• **WHAT IS NEEDED**: Transcribe the whole listing below without changing a word, but leave out every image.

• **DATA**:
┄┄┄┄┄┄┄┄┄┄┄┄┄┄┄┄┄┄┄┄

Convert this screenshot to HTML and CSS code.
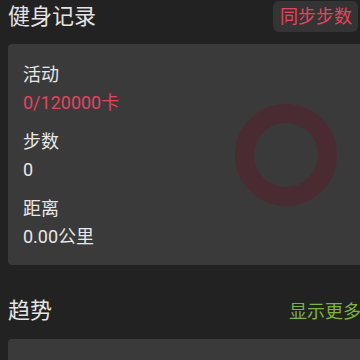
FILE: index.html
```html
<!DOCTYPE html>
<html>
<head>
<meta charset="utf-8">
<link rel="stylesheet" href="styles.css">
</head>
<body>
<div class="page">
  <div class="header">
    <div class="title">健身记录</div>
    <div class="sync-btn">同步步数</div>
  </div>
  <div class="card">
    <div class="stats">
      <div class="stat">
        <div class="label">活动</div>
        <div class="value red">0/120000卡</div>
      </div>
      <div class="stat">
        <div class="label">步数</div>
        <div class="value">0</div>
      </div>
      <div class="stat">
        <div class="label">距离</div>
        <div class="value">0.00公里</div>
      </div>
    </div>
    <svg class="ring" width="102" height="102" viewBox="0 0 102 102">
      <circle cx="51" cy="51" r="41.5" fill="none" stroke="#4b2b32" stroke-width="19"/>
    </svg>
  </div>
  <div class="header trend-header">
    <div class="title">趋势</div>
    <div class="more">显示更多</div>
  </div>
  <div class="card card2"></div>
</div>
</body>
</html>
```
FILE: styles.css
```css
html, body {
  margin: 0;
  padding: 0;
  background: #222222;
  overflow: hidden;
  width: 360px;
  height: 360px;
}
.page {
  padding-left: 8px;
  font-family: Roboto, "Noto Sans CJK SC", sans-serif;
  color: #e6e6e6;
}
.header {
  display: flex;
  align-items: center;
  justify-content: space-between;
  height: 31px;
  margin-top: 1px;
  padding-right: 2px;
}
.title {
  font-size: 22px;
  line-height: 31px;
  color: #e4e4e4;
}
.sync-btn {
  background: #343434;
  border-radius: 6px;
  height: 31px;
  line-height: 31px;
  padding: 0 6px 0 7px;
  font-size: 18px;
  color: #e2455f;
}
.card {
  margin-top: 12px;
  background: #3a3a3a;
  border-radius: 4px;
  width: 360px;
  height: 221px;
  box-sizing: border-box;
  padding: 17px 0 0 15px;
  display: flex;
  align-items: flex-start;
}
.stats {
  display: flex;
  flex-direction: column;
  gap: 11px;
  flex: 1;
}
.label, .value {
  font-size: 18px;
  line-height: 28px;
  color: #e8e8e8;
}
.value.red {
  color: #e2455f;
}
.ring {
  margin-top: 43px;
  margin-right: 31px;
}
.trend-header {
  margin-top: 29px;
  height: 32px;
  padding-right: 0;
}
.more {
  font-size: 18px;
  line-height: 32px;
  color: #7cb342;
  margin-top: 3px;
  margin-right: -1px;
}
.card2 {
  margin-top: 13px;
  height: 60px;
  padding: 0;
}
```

┄┄┄┄┄┄┄┄┄┄┄┄┄┄┄┄┄┄┄┄

• **EXERCISE ANSWER**:
Convert this screenshot to HTML and CSS code.
FILE: index.html
```html
<!DOCTYPE html>
<html>
<head>
<meta charset="utf-8">
<link rel="stylesheet" href="styles.css">
</head>
<body>
<div class="page">
  <div class="header">
    <div class="title">健身记录</div>
    <div class="sync-btn">同步步数</div>
  </div>
  <div class="card">
    <div class="stats">
      <div class="stat">
        <div class="label">活动</div>
        <div class="value red">0/120000卡</div>
      </div>
      <div class="stat">
        <div class="label">步数</div>
        <div class="value">0</div>
      </div>
      <div class="stat">
        <div class="label">距离</div>
        <div class="value">0.00公里</div>
      </div>
    </div>
    <svg class="ring" width="102" height="102" viewBox="0 0 102 102">
      <circle cx="51" cy="51" r="41.5" fill="none" stroke="#4b2b32" stroke-width="19"/>
    </svg>
  </div>
  <div class="header trend-header">
    <div class="title">趋势</div>
    <div class="more">显示更多</div>
  </div>
  <div class="card card2"></div>
</div>
</body>
</html>
```
FILE: styles.css
```css
html, body {
  margin: 0;
  padding: 0;
  background: #222222;
  overflow: hidden;
  width: 360px;
  height: 360px;
}
.page {
  padding-left: 8px;
  font-family: Roboto, "Noto Sans CJK SC", sans-serif;
  color: #e6e6e6;
}
.header {
  display: flex;
  align-items: center;
  justify-content: space-between;
  height: 31px;
  margin-top: 1px;
  padding-right: 2px;
}
.title {
  font-size: 22px;
  line-height: 31px;
  color: #e4e4e4;
}
.sync-btn {
  background: #343434;
  border-radius: 6px;
  height: 31px;
  line-height: 31px;
  padding: 0 6px 0 7px;
  font-size: 18px;
  color: #e2455f;
}
.card {
  margin-top: 12px;
  background: #3a3a3a;
  border-radius: 4px;
  width: 360px;
  height: 221px;
  box-sizing: border-box;
  padding: 17px 0 0 15px;
  display: flex;
  align-items: flex-start;
}
.stats {
  display: flex;
  flex-direction: column;
  gap: 11px;
  flex: 1;
}
.label, .value {
  font-size: 18px;
  line-height: 28px;
  color: #e8e8e8;
}
.value.red {
  color: #e2455f;
}
.ring {
  margin-top: 43px;
  margin-right: 31px;
}
.trend-header {
  margin-top: 29px;
  height: 32px;
  padding-right: 0;
}
.more {
  font-size: 18px;
  line-height: 32px;
  color: #7cb342;
  margin-top: 3px;
  margin-right: -1px;
}
.card2 {
  margin-top: 13px;
  height: 60px;
  padding: 0;
}
```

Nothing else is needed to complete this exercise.